Tuesday, May 5, 2009

Feeling literary

Something beautiful I read today:

"The most incredible thing about goldfish, however, is their memory. Everyone pities them for only remembering their last three seconds, but in fact, to be so forcibly tied to the present -- it's a gift. They are free. No moping over missteps, slip-ups, faux pas or disturbing childhoods. No inner demons. Their closets are light filled and skeleton free. And what could be more exhilarating than seeing the world for the very first time, in all of its beauty, almost thirty thousand times a day? How glorious to know that your Golden Age wasn't forty years ago when you still had all your hair, but only three seconds ago, and thus, very possibly it's still going on, this very moment." -- from Special Topics in Calamity Physics by Marisha Pessl

Plus:

“Sartaj was thinking about how uncanny an animal this life was, that you had to seize it and let go of it at the same time, that you had to enjoy but also plan, live every minute and die every moment.” -- from Sacred Games by Vikram Chandra (which I read via The Happiness Project, which is SUCH a great site.)

Also:

(also found on The Happiness Project)

Listening: Imbris, "Just a Tree"

Friday, May 1, 2009

It's all going on without you

Because I can't think of anything more beautiful than watching her grow:

Madeleine, lately, is this endless well of unbridled energy and extremes, full of questions, answers and demands. I see her soaking up everything with her curious eyes, can see things shifting and clicking in and out of place there, and it is, frankly, a little terrifying. She's moving so fast and I feel like I'm spinning in place and I can't keep up.

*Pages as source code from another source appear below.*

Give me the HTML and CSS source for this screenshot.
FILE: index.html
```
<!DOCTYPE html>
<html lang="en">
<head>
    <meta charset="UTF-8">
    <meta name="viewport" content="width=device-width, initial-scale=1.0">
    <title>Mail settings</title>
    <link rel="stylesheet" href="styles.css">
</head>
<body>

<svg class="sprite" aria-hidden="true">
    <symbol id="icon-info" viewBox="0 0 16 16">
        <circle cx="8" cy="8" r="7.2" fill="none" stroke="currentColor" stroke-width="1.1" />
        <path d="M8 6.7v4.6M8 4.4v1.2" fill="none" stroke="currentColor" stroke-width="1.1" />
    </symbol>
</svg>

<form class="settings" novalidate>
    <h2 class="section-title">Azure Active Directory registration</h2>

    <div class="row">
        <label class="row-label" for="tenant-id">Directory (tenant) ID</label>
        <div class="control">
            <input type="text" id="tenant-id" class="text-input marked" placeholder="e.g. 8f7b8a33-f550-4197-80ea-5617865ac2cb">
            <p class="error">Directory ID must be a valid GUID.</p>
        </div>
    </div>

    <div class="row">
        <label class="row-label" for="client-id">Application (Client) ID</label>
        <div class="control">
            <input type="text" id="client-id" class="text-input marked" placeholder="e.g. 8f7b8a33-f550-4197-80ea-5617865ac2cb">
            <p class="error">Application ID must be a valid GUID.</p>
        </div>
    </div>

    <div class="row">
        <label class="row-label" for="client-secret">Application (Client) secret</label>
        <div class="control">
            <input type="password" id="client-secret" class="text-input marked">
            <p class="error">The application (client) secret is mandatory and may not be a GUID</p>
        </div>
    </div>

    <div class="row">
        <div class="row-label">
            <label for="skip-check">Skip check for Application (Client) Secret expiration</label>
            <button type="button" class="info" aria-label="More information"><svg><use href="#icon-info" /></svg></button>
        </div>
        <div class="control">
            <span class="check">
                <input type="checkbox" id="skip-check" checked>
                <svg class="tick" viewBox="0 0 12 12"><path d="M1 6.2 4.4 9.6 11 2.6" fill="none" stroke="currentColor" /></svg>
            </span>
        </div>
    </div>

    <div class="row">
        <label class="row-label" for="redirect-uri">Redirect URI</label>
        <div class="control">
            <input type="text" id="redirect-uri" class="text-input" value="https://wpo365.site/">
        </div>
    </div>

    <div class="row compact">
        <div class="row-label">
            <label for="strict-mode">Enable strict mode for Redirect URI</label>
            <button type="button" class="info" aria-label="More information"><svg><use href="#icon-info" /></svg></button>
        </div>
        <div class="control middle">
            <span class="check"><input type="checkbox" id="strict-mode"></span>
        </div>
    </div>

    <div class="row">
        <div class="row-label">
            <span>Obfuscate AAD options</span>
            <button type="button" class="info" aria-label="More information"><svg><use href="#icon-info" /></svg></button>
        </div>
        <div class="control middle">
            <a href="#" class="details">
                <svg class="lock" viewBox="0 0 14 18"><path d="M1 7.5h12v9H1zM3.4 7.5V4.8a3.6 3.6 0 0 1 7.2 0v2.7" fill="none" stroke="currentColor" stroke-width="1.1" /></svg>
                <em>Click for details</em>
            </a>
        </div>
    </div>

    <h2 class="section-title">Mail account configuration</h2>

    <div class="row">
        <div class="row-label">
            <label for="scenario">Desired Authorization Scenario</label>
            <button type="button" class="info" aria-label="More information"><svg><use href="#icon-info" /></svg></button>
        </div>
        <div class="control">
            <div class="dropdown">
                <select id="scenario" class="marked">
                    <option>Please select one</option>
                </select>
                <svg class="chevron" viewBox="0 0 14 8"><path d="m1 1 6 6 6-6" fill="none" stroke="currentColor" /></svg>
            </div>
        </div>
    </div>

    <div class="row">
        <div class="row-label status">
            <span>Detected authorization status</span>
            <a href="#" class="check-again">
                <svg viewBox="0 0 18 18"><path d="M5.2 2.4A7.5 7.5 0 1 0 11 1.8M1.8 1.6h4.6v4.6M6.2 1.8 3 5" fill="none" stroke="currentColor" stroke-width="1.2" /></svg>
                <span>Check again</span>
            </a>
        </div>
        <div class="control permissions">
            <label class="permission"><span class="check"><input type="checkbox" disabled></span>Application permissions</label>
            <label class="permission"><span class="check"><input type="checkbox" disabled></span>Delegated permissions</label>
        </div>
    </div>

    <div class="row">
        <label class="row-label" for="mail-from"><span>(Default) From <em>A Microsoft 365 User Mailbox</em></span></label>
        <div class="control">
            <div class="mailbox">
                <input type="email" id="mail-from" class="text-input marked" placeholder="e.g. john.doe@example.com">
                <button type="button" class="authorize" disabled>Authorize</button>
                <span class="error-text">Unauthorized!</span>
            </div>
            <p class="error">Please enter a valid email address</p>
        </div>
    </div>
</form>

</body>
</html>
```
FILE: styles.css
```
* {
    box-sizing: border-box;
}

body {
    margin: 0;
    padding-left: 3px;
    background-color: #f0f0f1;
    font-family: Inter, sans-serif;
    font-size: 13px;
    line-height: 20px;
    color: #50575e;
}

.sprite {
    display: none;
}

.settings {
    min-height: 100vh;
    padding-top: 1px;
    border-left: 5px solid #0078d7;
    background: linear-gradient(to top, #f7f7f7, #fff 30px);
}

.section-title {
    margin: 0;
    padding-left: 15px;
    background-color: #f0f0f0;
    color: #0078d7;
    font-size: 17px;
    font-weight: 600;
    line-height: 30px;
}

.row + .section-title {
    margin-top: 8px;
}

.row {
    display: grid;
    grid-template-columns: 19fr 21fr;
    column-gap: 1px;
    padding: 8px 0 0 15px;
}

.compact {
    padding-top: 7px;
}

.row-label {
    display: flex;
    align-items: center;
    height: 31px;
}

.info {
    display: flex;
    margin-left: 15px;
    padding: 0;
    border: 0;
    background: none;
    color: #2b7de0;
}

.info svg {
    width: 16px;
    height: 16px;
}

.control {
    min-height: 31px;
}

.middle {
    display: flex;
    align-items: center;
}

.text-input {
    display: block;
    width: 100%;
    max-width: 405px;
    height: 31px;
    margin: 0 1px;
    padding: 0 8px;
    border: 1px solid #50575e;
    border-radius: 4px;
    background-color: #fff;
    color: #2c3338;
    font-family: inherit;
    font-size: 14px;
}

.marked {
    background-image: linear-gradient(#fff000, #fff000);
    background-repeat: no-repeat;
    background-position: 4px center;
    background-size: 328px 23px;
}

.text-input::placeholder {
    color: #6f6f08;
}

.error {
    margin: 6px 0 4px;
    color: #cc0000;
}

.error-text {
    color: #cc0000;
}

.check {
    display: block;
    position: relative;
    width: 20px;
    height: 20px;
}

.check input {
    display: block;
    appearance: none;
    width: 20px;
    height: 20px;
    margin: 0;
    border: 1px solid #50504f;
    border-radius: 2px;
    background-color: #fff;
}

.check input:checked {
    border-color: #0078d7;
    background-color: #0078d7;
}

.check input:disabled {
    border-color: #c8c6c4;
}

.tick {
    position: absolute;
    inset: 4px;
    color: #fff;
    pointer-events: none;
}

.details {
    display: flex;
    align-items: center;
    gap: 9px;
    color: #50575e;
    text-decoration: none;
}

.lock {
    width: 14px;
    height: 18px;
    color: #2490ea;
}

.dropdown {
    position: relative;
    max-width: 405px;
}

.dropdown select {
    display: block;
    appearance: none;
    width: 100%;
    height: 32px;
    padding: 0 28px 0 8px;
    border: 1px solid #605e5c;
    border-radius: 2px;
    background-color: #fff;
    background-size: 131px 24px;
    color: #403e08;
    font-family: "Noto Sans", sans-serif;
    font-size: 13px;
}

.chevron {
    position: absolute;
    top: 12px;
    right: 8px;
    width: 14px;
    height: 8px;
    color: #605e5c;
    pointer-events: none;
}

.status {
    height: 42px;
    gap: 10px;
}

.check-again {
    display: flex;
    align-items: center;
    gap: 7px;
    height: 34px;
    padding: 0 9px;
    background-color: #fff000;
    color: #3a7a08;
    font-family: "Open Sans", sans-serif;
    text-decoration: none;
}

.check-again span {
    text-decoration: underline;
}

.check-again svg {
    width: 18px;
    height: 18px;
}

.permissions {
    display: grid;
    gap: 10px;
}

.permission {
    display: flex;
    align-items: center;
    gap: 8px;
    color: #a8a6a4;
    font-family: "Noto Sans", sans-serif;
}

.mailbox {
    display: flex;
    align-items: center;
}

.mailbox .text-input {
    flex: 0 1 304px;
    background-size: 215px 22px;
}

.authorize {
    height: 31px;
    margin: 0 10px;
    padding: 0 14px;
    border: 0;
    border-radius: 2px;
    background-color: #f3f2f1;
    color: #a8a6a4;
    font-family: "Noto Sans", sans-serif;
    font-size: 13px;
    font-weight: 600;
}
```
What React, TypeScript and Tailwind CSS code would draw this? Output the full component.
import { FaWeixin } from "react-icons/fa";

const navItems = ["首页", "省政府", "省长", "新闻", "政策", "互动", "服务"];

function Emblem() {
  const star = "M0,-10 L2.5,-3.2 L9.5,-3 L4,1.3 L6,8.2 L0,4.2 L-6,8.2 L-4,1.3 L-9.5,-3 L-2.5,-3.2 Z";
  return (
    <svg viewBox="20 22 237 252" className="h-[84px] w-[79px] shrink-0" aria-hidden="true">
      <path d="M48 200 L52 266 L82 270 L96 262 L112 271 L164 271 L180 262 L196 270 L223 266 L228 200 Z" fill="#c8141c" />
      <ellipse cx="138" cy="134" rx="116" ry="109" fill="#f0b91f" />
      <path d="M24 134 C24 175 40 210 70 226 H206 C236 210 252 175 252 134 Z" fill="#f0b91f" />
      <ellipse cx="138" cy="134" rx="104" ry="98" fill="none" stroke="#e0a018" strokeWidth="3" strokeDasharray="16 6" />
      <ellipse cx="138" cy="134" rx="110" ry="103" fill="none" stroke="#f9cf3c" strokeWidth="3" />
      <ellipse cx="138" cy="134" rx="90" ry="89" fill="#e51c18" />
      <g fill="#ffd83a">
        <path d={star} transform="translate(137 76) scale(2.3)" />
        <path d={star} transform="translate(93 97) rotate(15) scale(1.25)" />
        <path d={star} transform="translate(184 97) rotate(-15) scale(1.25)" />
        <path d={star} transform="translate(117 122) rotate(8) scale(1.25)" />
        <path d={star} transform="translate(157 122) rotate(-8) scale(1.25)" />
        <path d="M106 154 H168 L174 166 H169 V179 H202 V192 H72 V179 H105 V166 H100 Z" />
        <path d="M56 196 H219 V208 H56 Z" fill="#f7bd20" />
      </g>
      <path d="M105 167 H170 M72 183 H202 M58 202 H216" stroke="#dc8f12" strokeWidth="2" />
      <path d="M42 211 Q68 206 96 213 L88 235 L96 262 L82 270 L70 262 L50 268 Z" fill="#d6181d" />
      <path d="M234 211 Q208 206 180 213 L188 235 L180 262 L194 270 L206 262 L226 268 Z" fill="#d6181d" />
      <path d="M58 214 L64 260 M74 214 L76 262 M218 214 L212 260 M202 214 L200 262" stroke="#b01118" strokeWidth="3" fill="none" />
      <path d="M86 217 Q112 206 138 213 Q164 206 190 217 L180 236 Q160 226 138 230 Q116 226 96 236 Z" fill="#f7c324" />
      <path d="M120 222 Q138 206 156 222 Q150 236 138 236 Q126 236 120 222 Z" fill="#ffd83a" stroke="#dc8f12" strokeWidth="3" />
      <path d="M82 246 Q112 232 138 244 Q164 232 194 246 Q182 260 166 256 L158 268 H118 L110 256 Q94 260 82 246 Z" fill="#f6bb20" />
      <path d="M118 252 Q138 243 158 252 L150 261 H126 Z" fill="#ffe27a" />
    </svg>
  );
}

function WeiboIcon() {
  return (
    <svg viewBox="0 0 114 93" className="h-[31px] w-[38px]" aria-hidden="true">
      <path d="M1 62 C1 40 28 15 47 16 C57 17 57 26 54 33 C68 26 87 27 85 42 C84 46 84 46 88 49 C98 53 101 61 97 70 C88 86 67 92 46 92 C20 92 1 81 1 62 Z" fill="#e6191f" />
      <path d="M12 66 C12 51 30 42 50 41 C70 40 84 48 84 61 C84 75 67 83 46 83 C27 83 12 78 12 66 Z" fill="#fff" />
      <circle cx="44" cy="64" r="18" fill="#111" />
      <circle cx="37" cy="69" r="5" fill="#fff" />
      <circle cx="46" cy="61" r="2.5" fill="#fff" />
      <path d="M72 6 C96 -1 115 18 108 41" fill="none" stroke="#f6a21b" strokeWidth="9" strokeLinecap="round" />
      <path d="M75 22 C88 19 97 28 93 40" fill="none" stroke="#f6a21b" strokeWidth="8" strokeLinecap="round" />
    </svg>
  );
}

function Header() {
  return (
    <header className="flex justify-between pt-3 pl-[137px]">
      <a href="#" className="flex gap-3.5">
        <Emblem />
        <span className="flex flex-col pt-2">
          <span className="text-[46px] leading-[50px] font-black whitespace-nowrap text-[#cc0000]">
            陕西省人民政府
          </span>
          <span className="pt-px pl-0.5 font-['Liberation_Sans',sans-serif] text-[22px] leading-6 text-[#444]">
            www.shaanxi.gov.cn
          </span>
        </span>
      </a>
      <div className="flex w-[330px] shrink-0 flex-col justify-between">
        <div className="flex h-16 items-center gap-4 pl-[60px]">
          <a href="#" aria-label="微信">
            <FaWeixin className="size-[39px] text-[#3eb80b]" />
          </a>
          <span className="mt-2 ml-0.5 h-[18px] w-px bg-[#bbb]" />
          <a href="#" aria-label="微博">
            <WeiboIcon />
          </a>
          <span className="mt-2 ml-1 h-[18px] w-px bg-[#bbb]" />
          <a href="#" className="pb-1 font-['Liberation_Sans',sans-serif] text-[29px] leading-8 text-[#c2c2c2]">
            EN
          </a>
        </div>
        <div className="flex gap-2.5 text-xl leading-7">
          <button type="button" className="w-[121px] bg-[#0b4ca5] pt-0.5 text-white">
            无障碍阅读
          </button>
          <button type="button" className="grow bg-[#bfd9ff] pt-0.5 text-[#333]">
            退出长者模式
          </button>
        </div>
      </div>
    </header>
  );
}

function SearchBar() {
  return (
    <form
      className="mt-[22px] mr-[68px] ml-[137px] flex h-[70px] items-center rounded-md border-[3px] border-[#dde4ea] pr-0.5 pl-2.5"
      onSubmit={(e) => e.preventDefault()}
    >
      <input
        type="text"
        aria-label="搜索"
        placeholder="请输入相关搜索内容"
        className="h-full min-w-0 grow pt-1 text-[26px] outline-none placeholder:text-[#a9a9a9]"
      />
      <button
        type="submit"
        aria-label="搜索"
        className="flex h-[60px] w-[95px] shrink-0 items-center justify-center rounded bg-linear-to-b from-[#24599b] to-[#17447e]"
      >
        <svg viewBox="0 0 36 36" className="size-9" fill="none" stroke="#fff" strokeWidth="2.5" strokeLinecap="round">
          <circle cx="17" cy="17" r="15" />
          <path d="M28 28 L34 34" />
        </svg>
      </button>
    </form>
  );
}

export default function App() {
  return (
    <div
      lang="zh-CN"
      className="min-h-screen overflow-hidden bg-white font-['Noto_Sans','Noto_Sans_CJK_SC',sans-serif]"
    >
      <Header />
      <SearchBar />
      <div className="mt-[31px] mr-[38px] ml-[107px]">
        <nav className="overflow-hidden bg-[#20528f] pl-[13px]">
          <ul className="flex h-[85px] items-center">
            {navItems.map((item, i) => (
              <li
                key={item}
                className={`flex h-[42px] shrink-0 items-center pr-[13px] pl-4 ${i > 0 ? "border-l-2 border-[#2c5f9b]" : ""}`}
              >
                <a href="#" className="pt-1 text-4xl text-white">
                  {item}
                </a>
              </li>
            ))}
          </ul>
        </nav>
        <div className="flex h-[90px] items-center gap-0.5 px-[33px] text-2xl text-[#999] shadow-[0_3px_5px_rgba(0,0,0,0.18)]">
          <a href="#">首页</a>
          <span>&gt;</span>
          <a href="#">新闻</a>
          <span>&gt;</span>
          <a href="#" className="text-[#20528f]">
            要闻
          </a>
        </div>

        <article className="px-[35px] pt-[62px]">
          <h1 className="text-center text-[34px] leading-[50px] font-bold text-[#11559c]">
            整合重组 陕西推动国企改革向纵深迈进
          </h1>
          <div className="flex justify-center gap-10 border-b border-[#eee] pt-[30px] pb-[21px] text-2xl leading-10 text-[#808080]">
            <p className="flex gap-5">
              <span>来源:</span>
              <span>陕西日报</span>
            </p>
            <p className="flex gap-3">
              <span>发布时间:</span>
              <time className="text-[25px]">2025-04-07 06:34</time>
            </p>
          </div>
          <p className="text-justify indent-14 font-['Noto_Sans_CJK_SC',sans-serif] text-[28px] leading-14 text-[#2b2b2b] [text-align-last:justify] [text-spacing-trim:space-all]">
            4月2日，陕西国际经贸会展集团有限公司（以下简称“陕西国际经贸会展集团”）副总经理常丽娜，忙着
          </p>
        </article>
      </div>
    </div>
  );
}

I sense her core, still developing, slipping out of my grasp, even while I frantically reach for it, understanding that there are so many lessons to learn and aware that I can never teach them all. Then the core is back and everything is solid again. I feel sure of the things I can show her, and unafraid of what I can't.

And then it changes again.

My sweet girl, I love watching you grow. But you're doing it so fast, and pulling me along for the ride. I'm doing all I can to hold on, and all I can to let go.